◆ THE EXERCISE
Collect all the lines that mention the word "index".

═════ DATASET

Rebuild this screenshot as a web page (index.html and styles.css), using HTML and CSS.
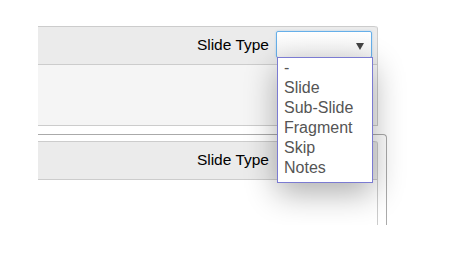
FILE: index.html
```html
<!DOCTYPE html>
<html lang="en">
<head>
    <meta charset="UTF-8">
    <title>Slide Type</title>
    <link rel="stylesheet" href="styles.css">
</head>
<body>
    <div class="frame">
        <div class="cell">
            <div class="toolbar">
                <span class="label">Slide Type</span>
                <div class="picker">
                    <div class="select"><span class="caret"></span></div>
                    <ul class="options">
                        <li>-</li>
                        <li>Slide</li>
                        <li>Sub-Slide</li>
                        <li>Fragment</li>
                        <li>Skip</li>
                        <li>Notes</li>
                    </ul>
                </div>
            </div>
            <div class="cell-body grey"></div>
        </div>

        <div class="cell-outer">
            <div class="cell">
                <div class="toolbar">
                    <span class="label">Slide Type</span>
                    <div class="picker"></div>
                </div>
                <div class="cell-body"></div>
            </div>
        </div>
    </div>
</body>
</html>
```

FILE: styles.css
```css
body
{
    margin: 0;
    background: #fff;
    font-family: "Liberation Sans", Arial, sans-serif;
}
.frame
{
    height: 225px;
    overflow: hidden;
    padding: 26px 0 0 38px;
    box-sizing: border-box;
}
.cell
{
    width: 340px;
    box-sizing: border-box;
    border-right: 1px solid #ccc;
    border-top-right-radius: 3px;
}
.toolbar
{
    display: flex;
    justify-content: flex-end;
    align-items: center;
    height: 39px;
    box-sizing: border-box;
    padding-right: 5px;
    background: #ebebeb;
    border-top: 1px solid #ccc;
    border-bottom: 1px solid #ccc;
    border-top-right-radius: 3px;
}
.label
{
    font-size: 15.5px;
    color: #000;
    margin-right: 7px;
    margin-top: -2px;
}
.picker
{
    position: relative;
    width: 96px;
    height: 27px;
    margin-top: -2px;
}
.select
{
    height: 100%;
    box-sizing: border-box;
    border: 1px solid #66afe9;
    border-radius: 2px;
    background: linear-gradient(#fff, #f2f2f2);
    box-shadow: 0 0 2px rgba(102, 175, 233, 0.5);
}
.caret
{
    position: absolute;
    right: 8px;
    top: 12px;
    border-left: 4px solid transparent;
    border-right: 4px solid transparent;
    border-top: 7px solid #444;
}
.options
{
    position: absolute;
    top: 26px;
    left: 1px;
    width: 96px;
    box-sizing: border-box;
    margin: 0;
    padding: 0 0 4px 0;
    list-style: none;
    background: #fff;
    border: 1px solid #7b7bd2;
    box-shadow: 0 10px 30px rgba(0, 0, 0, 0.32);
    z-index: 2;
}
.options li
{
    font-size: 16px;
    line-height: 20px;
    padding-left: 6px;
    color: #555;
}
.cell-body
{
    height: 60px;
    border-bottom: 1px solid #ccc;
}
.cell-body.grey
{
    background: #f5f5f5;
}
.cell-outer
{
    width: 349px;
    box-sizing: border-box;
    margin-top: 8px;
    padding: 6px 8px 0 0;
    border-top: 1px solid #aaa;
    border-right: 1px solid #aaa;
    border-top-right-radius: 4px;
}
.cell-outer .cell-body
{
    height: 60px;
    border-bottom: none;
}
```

══════════
═════ DATASET

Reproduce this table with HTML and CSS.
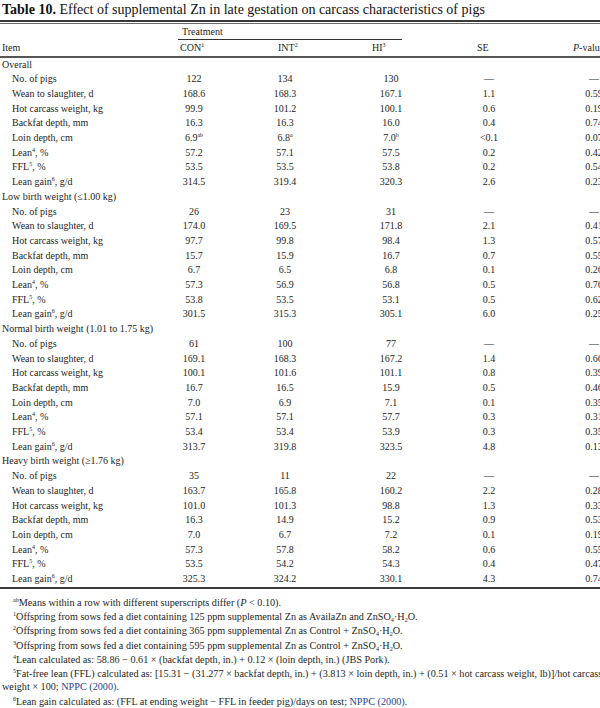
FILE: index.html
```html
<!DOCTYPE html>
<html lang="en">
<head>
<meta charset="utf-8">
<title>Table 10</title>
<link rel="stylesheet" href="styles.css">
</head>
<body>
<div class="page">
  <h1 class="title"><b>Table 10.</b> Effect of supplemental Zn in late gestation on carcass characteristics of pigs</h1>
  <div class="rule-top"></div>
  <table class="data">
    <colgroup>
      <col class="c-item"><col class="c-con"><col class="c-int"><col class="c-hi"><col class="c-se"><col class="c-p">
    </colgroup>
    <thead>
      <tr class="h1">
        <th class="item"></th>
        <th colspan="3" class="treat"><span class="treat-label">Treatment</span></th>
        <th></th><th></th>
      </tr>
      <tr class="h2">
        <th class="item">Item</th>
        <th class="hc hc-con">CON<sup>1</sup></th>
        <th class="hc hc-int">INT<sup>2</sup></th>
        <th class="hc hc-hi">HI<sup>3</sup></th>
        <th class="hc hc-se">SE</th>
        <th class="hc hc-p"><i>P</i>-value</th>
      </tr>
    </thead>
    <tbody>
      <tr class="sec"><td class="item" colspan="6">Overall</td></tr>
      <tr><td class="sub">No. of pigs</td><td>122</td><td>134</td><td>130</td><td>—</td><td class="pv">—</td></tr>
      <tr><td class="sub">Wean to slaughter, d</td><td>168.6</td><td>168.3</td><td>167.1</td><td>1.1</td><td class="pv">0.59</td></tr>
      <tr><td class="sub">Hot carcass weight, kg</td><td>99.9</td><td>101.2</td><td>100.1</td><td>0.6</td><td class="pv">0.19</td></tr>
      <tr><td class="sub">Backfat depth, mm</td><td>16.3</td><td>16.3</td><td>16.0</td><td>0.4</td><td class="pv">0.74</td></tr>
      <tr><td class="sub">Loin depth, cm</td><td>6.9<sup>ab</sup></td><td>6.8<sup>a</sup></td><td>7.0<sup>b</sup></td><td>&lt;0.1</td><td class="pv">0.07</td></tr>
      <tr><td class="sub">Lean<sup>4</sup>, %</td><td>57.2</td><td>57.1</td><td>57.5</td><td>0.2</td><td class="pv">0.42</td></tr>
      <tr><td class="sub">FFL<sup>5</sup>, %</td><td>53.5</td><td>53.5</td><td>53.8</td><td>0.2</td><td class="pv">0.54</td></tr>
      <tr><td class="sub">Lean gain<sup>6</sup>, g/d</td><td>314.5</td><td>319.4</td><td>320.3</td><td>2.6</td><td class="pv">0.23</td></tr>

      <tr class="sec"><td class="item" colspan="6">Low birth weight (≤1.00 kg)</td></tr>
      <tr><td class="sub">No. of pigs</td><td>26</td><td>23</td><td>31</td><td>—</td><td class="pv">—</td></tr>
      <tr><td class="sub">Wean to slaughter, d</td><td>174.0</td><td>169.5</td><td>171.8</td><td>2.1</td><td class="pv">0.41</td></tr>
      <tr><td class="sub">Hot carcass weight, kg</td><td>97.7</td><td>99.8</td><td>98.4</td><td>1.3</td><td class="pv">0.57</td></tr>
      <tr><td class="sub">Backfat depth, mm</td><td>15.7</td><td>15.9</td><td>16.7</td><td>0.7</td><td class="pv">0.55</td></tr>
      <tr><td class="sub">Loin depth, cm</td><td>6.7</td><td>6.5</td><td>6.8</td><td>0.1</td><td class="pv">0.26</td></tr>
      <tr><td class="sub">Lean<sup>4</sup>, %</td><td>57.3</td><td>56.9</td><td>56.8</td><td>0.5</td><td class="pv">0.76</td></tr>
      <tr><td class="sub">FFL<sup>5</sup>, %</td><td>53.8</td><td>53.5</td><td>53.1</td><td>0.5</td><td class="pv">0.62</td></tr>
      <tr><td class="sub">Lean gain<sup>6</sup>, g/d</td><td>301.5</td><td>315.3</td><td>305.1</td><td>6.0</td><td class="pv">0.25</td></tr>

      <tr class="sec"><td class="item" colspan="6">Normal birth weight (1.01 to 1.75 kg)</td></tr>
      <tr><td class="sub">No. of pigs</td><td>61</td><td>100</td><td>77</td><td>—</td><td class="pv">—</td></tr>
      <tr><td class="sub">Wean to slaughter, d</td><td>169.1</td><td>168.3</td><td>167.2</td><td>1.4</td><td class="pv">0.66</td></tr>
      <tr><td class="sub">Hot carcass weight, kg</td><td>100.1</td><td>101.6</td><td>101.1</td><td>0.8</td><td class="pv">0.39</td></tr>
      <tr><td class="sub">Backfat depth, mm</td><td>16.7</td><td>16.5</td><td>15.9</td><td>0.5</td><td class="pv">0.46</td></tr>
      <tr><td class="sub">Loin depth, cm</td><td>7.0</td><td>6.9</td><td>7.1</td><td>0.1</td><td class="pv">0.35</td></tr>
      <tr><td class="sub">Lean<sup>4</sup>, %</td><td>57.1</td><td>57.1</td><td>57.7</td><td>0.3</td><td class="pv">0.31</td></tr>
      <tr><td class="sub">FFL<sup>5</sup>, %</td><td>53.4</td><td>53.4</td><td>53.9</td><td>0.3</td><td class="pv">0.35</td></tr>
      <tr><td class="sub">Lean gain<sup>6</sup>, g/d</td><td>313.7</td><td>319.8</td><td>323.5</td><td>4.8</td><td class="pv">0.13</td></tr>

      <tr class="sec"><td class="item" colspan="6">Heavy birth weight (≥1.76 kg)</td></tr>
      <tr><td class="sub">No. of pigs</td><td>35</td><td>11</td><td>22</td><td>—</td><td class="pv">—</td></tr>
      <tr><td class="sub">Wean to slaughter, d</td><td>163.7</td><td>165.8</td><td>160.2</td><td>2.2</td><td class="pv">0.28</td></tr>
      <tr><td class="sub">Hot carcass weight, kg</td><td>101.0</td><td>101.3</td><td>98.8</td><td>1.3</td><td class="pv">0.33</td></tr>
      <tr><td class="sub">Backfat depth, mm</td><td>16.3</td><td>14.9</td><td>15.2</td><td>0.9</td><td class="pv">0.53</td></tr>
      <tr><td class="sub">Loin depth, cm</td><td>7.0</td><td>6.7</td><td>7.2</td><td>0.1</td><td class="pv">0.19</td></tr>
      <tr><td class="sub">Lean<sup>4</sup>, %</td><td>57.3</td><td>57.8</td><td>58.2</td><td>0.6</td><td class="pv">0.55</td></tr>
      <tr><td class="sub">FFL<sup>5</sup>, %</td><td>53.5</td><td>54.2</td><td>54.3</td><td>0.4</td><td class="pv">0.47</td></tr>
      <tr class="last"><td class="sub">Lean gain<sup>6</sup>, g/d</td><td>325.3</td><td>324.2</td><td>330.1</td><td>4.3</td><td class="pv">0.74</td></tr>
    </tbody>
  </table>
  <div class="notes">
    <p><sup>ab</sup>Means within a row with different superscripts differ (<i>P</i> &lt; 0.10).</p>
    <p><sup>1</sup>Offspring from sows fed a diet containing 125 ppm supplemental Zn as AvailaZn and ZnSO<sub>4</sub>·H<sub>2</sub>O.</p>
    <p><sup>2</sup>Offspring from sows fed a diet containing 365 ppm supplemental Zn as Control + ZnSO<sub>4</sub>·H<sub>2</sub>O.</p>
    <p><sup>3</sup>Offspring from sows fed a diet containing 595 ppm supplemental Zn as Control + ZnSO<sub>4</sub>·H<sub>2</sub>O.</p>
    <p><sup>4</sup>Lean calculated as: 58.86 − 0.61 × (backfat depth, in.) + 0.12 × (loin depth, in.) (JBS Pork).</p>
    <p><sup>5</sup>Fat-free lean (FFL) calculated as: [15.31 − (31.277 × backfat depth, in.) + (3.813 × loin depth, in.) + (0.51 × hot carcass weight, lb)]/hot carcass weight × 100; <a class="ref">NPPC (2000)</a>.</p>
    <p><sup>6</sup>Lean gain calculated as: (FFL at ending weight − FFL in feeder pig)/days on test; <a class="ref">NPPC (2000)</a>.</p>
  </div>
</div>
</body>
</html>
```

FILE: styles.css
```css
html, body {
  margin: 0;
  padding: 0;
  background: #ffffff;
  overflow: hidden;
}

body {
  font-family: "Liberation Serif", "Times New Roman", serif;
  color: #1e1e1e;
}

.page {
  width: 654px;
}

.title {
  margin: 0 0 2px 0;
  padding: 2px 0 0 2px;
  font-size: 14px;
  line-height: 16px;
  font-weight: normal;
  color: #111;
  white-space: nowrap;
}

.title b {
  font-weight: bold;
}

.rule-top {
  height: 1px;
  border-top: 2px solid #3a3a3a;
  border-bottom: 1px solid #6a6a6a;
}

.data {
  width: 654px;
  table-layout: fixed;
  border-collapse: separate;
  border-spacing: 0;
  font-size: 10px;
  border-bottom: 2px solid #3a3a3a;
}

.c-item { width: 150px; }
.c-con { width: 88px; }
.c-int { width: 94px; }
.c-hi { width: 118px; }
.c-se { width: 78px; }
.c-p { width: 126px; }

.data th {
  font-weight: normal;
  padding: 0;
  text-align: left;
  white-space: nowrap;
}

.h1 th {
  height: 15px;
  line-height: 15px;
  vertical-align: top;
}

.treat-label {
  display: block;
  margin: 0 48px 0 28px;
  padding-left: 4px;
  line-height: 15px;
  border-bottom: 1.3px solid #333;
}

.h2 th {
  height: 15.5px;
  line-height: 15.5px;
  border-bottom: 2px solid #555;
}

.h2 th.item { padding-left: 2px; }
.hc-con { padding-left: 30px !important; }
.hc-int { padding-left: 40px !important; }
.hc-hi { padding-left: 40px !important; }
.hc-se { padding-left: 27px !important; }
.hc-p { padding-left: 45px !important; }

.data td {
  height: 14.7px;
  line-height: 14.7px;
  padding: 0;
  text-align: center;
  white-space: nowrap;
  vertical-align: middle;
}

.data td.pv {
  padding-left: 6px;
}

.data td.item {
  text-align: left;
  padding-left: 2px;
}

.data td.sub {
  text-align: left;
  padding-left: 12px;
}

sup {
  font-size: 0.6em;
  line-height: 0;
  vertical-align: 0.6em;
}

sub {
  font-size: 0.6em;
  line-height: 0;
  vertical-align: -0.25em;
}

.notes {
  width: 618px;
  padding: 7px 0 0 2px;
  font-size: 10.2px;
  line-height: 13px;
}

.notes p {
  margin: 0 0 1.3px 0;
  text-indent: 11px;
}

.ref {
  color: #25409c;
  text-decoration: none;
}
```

══════════

◆ RESULT OF THIS EXERCISE
Rebuild this screenshot as a web page (index.html and styles.css), using HTML and CSS.
FILE: index.html
    z-index: 2;
FILE: index.html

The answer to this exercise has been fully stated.